Often, you can retrieve data without using Spark, and extra compute resources are not required (see the example OpenBio notebooks). However, if you need more compute power—such as when working with complex data models, large datasets, or extracting large volumes of data—you can use a private Spark resource. In these scenarios, data is returned through the DNAnexus Thrift Server. While the Thrift Server is highly available, it has a fixed timeout that may limit the number of queries you can run. Using private compute resources helps avoid these timeouts by scaling resources as needed.

If you use the --sql flag, the command returns a SQL statement (as a string) that you can use in a standalone Spark-enabled application, such as JupyterLab.

Initiating a Spark Session

The most common way to use Spark on the DNAnexus Platform is via a Spark enabled JupyterLab notebook.
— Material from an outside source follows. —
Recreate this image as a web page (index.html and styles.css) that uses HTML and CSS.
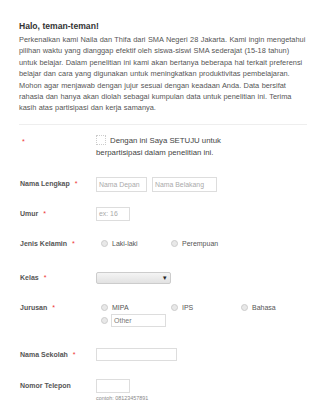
FILE: index.html
```html
<!DOCTYPE html>
<html lang="id">
<head>
    <meta charset="UTF-8">
    <meta name="viewport" content="width=device-width, initial-scale=1.0">
    <title>Kuesioner Penelitian</title>
    <link rel="stylesheet" href="styles.css">
</head>
<body>

    <header class="intro">
        <h1>Halo, teman-teman!</h1>
        <p>Perkenalkan kami Naila dan Thifa dari SMA Negeri 28 Jakarta. Kami ingin mengetahui pilihan waktu yang dianggap efektif oleh siswa-siswi SMA sederajat (15-18 tahun) untuk belajar. Dalam penelitian ini kami akan bertanya beberapa hal terkait preferensi belajar dan cara yang digunakan untuk meningkatkan produktivitas pembelajaran. Mohon agar menjawab dengan jujur sesuai dengan keadaan Anda. Data bersifat rahasia dan hanya akan diolah sebagai kumpulan data untuk penelitian ini. Terima kasih atas partisipasi dan kerja samanya.</p>
    </header>

    <form class="form">
        <div class="row row-agree">
            <div class="label"><span class="req">*</span></div>
            <div class="field agree"><span class="box"></span>Dengan ini Saya SETUJU untuk berpartisipasi dalam penelitian ini.</div>
        </div>

        <div class="row row-nama">
            <div class="label">Nama Lengkap <span class="req">*</span></div>
            <div class="field">
                <span class="input w-first">Nama Depan</span>
                <span class="input w-last">Nama Belakang</span>
            </div>
        </div>

        <div class="row row-umur">
            <div class="label">Umur <span class="req">*</span></div>
            <div class="field">
                <span class="input w-small">ex: 16</span>
            </div>
        </div>

        <div class="row row-jenis">
            <div class="label">Jenis Kelamin <span class="req">*</span></div>
            <div class="field options">
                <span class="opt"><span class="radio"></span>Laki-laki</span>
                <span class="opt"><span class="radio"></span>Perempuan</span>
            </div>
        </div>

        <div class="row row-kelas">
            <div class="label">Kelas <span class="req">*</span></div>
            <div class="field">
                <span class="select"><span class="arrow">&#9662;</span></span>
            </div>
        </div>

        <div class="row row-jurusan">
            <div class="label">Jurusan <span class="req">*</span></div>
            <div class="field">
                <div class="options">
                    <span class="opt"><span class="radio"></span>MIPA</span>
                    <span class="opt"><span class="radio"></span>IPS</span>
                    <span class="opt"><span class="radio"></span>Bahasa</span>
                </div>
                <div class="other">
                    <span class="radio"></span><span class="input w-other">Other</span>
                </div>
            </div>
        </div>

        <div class="row row-sekolah">
            <div class="label">Nama Sekolah <span class="req">*</span></div>
            <div class="field">
                <span class="input w-wide"></span>
            </div>
        </div>

        <div class="row row-telepon">
            <div class="label">Nomor Telepon</div>
            <div class="field">
                <span class="input w-small"></span>
                <div class="hint">contoh: 08123457891</div>
            </div>
        </div>
    </form>

</body>
</html>
```

FILE: styles.css
```css
body { font-family: "Liberation Sans", Arial, sans-serif; font-size: 7px; line-height: 1.2; margin: 0; padding: 0 18px 0 19px; background: #fff; color: #555; }
.intro { padding-top: 20px; padding-bottom: 10px; border-bottom: 1px solid #eee; }
.intro h1 { font-size: 8.6px; color: #333; margin: 0 0 2px 0; line-height: 12px; }
.intro p { font-size: 7.4px; line-height: 11.4px; word-spacing: 0.35px; margin: 0; color: #555; }
.form { padding-top: 10px; }
.row { display: grid; grid-template-columns: 77px 1fr; align-items: center; min-height: 14px; }
.label { font-size: 7px; font-weight: bold; color: #555; padding-left: 1px; }
.req { color: #e33; margin-left: 3px; font-weight: normal; }
.row-agree { align-items: start; }
.row-agree .req { margin-left: 2px; }
.row-agree .label { padding-top: 3px; }
.agree { font-size: 7.8px; line-height: 12px; color: #444; width: 136px; }
.box { display: inline-block; width: 8px; height: 8px; border: 1px dotted #ccc; vertical-align: -2px; margin-right: 4px; }
.row-nama { margin-top: 18px; min-height: 15px; }
.row-umur { margin-top: 15px; }
.row-jenis { margin-top: 16px; }
.row-kelas { margin-top: 20px; }
.row-jurusan { margin-top: 18px; align-items: start; }
.row-jurusan .label { padding-top: 1px; }
.row-sekolah { margin-top: 21px; }
.row-telepon { margin-top: 17px; align-items: start; }
.row-telepon .label { padding-top: 3px; }
.input { display: inline-block; box-sizing: border-box; height: 15px; border: 1px solid #ddd; font-size: 6.9px; line-height: 13px; color: #aaa; padding: 0 2px; vertical-align: middle; }
.w-first { width: 51px; margin-right: 3px; }
.w-last { width: 65px; }
.w-small { width: 34px; height: 14px; line-height: 12px; }
.w-wide { width: 81px; height: 13px; }
.w-other { width: 55px; height: 13px; font-size: 7px; line-height: 11px; color: #777; }
.options { display: flex; font-size: 7px; color: #555; line-height: 10px; }
.opt { width: 70px; display: flex; align-items: center; }
.radio { display: inline-block; width: 5px; height: 5px; border-radius: 50%; border: 1px solid #ccc; background: #e8e8e8; margin: 0 4px 0 5px; }
.select { display: inline-block; position: relative; width: 75px; height: 12px; box-sizing: border-box; border: 1px solid #ccc; border-radius: 2px; background: linear-gradient(#f4f4f4, #e2e2e2); vertical-align: middle; }
.arrow { position: absolute; right: 3px; top: 0; font-size: 7px; line-height: 10px; color: #222; }
.other { display: flex; align-items: center; margin-top: 1px; }
.other .radio { margin-right: 3px; }
.hint { font-size: 5.4px; color: #888; margin-top: 2px; }
```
After creating a Jupyter notebook within a project, enter the commands shown below, to start a Spark session.

Python:

import pyspark
sc = pyspark.SparkContext()
spark = pyspark.sql.SparkSession(sc)

R:

install.packages("sparklyr")
library(sparklyr)
port <- Sys.getenv("SPARK_MASTER_PORT")
master <- paste("spark://master:", port, sep = '')
sc = spark_connect(master)

Executing SQL Queries

Once you've initiated a Spark session, you can run SQL queries on the database within your notebook, with the results written to a Spark DataFrame:

Python:

retrieve_sql = 'select .... from .... '
df = spark.sql(retrieve_sql)

R:

library(DBI)
retrieve_sql <- 'select .... from .... '
df = dbGetQuery(sc, retrieve_sql)

Query to Extract Data From Database Using extract_dataset

Python:

import subprocess
cmd = ["dx", "extract_dataset", dataset, "--fields", "entity1.field1, entity1.field2, entity2.field4", "-sql", "-o", "extracted_data.sql"]
subprocess.check_call(cmd)

Where dataset is the record-id or the path to the dataset or cohort, for example, "record-abc123" or "/mydirectory/mydataset.dataset."

R:

cmd <- paste("dx extract_dataset", dataset, " --fields", "entity1.field1, entity1.field2, entity2.field4", "--sql", "-o extracted_data.sql")
system(cmd)

Where dataset is the record-id or the path to the dataset or cohort.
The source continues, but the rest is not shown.